This month we’re addressing an economic topic we believe is most relevant for many of you: the actions of the Federal Reserve.
Rich’s historical and bigger-picture view assists in understanding the Fed’s actions—balancing the hysteria and the rhetoric of the media and giving our minds a larger landscape to consider.
Let’s set the stage for this serious reading with a celebration of life itself!
The Coming Recession and The Federal Reserve
Although the US economy has had two consecutive negative quarters of GDP Growth, inflation continues to ravage the economy with a flavor similar to the US experience of the 1970s. During that period, the Federal Reserve would raise interest rates for a period and then, due to rising unemployment and political outcry, ease them again. The lack of consistency resulted in the eventual situation of Stagflation.
The experience of the 1970s puts enormous pressure on the Federal Reserve to maintain high interest rates even if the US economy is pushed into a recession. Today we have a similar situation facing the Fed: interest rates keep rising and we believe the next meeting will raise rates a minimum of 75 basis points and possibly 100 basis points.
In a recent speech in Jackson Hole, WY, Fed Chair Jerome Powell announced that he will do whatever it takes, pretty much to the exclusion of economic growth and better market returns, to drive inflation down to the 1.8% annual goal that has been recent Fed policy. He said, bluntly, that “reducing inflation is likely to require a sustained period of below-trend growth.” Translated, that means higher short-term bond rates, and a wave of businesses firing workers. So far, we have seen higher bond rates but not large-scale layoffs.
There are two main forces driving the current rise in inflation: fossil fuel prices due to the War in Ukraine, and a lack of eligible workers in the US. We are seeing the two forces combine to make bringing down inflation difficult. Although businesses have cut back on hiring and some sectors have started laying off workers, the shortage of workers is still visible in the August numbers on employment, unemployment and job openings reported by the Federal Government’s Labor Department.
With the war grinding on in Ukraine, we do not forecast Russian fossil fuels entering the West’s market in 2022 or early 2023. We do see that Russian fossil fuels sold to India and China have just about equaled the amount of fossil fuels Europe is no longer purchasing from Russia. The oil shortage has pushed up prices enough that as of late June, Russia continues to receive approximately $6 billion a month more in fossil fuel revenues, despite steep discounts in sales to India and China.
Currently, we do not see Russia running out of revenues to fund its war. Therefore, the Federal Reserve Bank must reduce demand. With such low unemployment and continued mismatch of job openings to employees, the Federal Reserve Bank may be forced to push the US into a hard recession with massive layoffs.

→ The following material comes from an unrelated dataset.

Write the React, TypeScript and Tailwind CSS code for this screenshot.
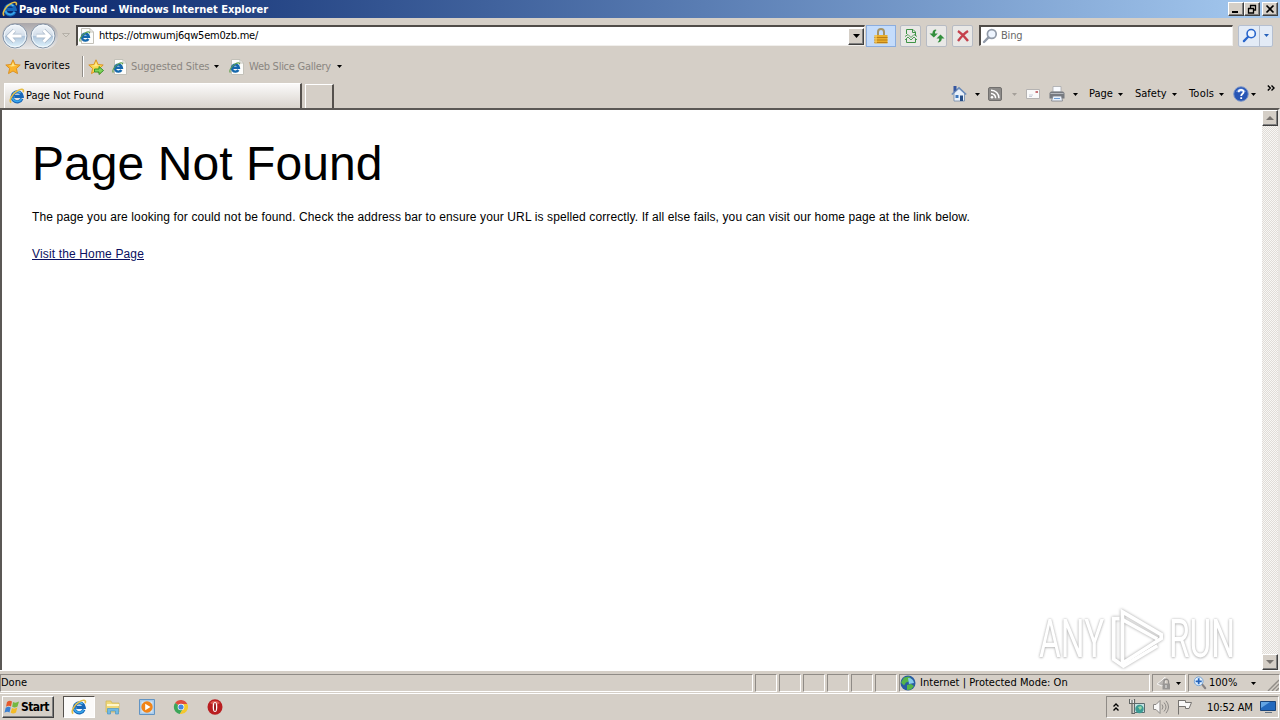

Jerome Powell’s speech seemed to hint at another 75, possibly 100, basis-point increase, in the Fed Funds’ Rate later this month. If (when) that happens, it will grab headlines. However, the most significant growth-slowing measure the Fed has undertaken may be Quantum Tightening (QT). Quantum Tightening is the name of the process by which the U.S. central bank is selling off the treasury and mortgage bonds on its balance sheet. The Federal Reserve has stated that it is doubling the monthly sales from $47.5 billion to $95 billion. It’s important to note that when the Fed was buying these bonds, the so-called QE (quantitative easing) buoyed the stock market. QT might have the opposite effect and cause the US equity market to drop significantly. Currently, it is unknown what effect the selling of the treasury and mortgage bonds will have on the stock market, but it is another uncertainty.
Despite all uncertainty in the near future, most of us know that the economy will eventually recover from its current doldrums, and the Fed’s current policy will ease up, after inflation has declined as it has for more than 100 years. What we’re seeing now is the inevitable decline in the stock market which is predating the actual slowdown in the US economy. We expect to see an easing of the Federal Reserve Bank’s policy once there are more workers seeking employment than openings, and the economy activity slows further. We can only hope that the reduction in inflationary forces occurs sooner than later, so Federal Reserve can again prioritize growth and profitability in the economy over combatting inflation.